There’s an enormous amount of work to do in preparation for this vision. First of all, the task of predicting many different possible futures implies an exponential increase in the amount of data that must be incorporated into the process, compared to creating an accurate view of past events or even current conditions.
Second, some of the key business objectives that predictive analytics can help solve involve variables well beyond a utility’s control, whether those are the rates of customer adoption of rooftop PV or plug-in electric vehicles, or regulatory and economic developments that can wreak havoc with long-range financial plans.
But predictive analytics also promises the greatest bang for the buck of all possible applications of big data technology. Think of systems that can accurately predict where storms are expected to do their worst damage to the grid and allow utilities to stage crews and equipment accordingly. Or consider the opportunity to predict the spread of distributed generation, demand response participation and other customer-side changes to meet regulator requirements to build these expectations into future distribution grid plans, as California’s utilities are being asked to do in the next few years.

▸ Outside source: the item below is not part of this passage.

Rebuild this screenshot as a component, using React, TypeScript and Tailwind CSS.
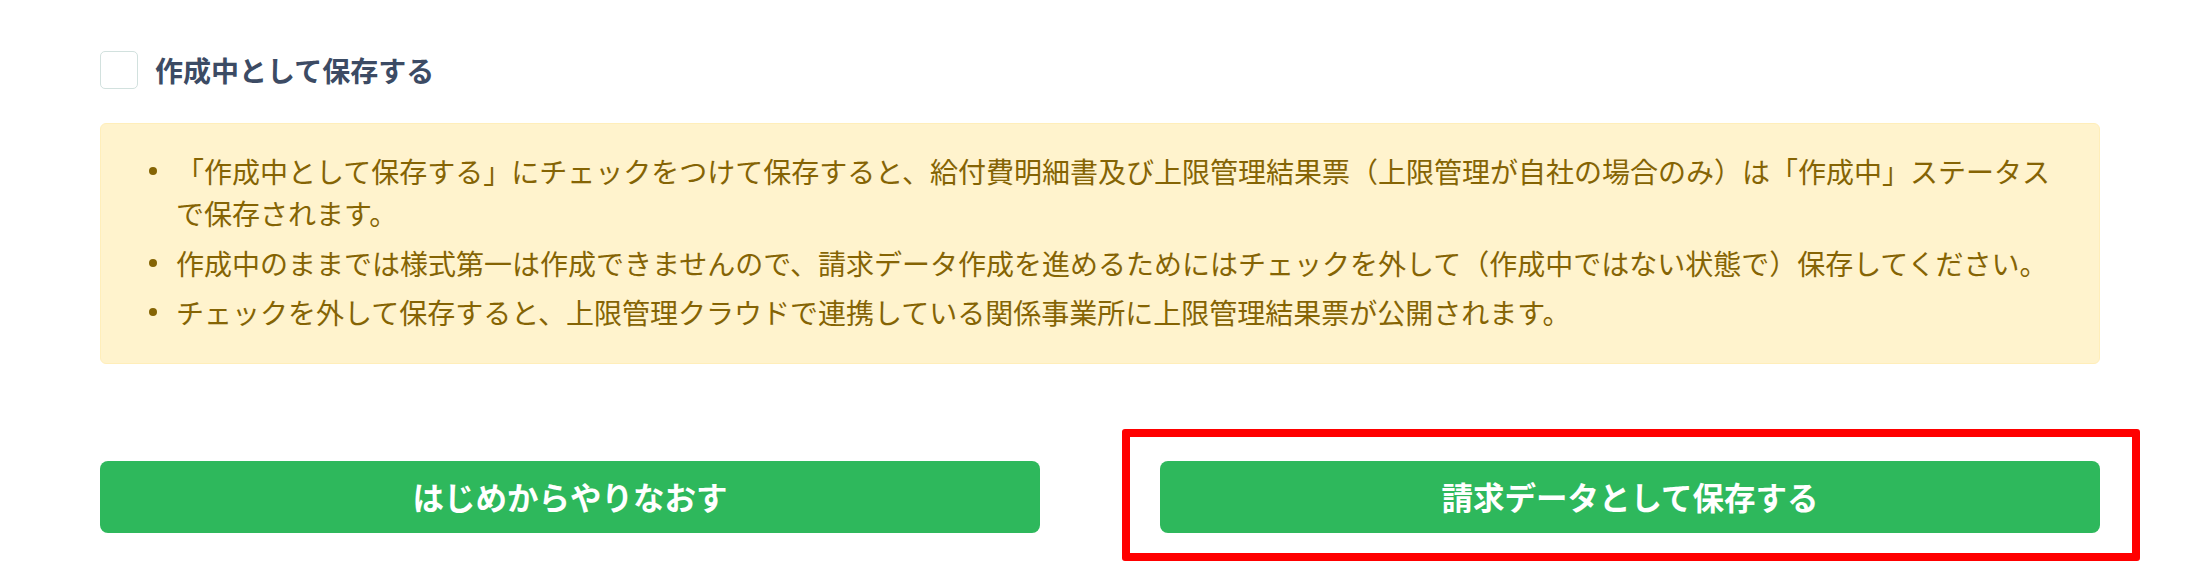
const notes = [
  "「作成中として保存する」にチェックをつけて保存すると、給付費明細書及び上限管理結果票（上限管理が自社の場合のみ）は「作成中」ステータスで保存されます。",
  "作成中のままでは様式第一は作成できませんので、請求データ作成を進めるためにはチェックを外して（作成中ではない状態で）保存してください。",
  "チェックを外して保存すると、上限管理クラウドで連携している関係事業所に上限管理結果票が公開されます。",
];

const App = () => {
  return (
    <div className="w-[2204px] h-[578px] bg-white font-['Noto_Sans_CJK_JP','Noto_Sans',sans-serif]">
      <div className="ml-[100px] w-[2000px] pt-[51px]">
        <label className="flex items-center gap-[17px] h-[38px]">
          <span className="w-[38px] h-[38px] shrink-0 rounded-[5px] border border-[#d2e1de] bg-white" />
          <span className="text-[28px] leading-[38px] font-semibold text-[#3c4b64]">
            作成中として保存する
          </span>
        </label>

        <div className="mt-[34px] rounded-[6px] border border-[#ffeeba] bg-[#fff3cd] pt-[26px] pb-[22px] pl-[48px] pr-[30px] text-[28px] leading-[42px] text-[#856404]">
          <ul>
            {notes.map((note, index) => (
              <li key={index} className="flex mb-[7.5px]">
                <span className="w-[27px] h-[42px] shrink-0 flex items-center">
                  <span className="w-[8px] h-[8px] rounded-full bg-[#856404]" />
                </span>
                <span>{note}</span>
              </li>
            ))}
          </ul>
        </div>

        <div className="mt-[97px] grid grid-cols-2 gap-[120px]">
          <button className="h-[72px] rounded-[8px] bg-[#2eb85c] text-white text-[31.5px] font-semibold">
            はじめからやりなおす
          </button>
          <div className="relative">
            <button className="w-full h-[72px] rounded-[8px] bg-[#2eb85c] text-white text-[31.5px] font-semibold">
              請求データとして保存する
            </button>
            <div className="absolute -left-[38px] -top-[32px] -right-[40px] -bottom-[28px] border-[8px] border-[#ff0000] rounded-[3px] pointer-events-none" />
          </div>
        </div>
      </div>
    </div>
  );
};

export default App;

Finally, predictive analytics will play a key role in creating financial models that will allow utility regulators to consider the costs and benefits of future deployments. As Dorr noted, much of EPRI’s data analytics work is “centered on doing the analysis on the demos that we feel are far enough along that we can extrapolate to a full-system deployment, and actually get that value, whether it’s improved reliability, or a monetary value. It’s important to do that, because you’re not going to get that back from the regulators to recoup investment unless you’re pretty clear on what that value is.”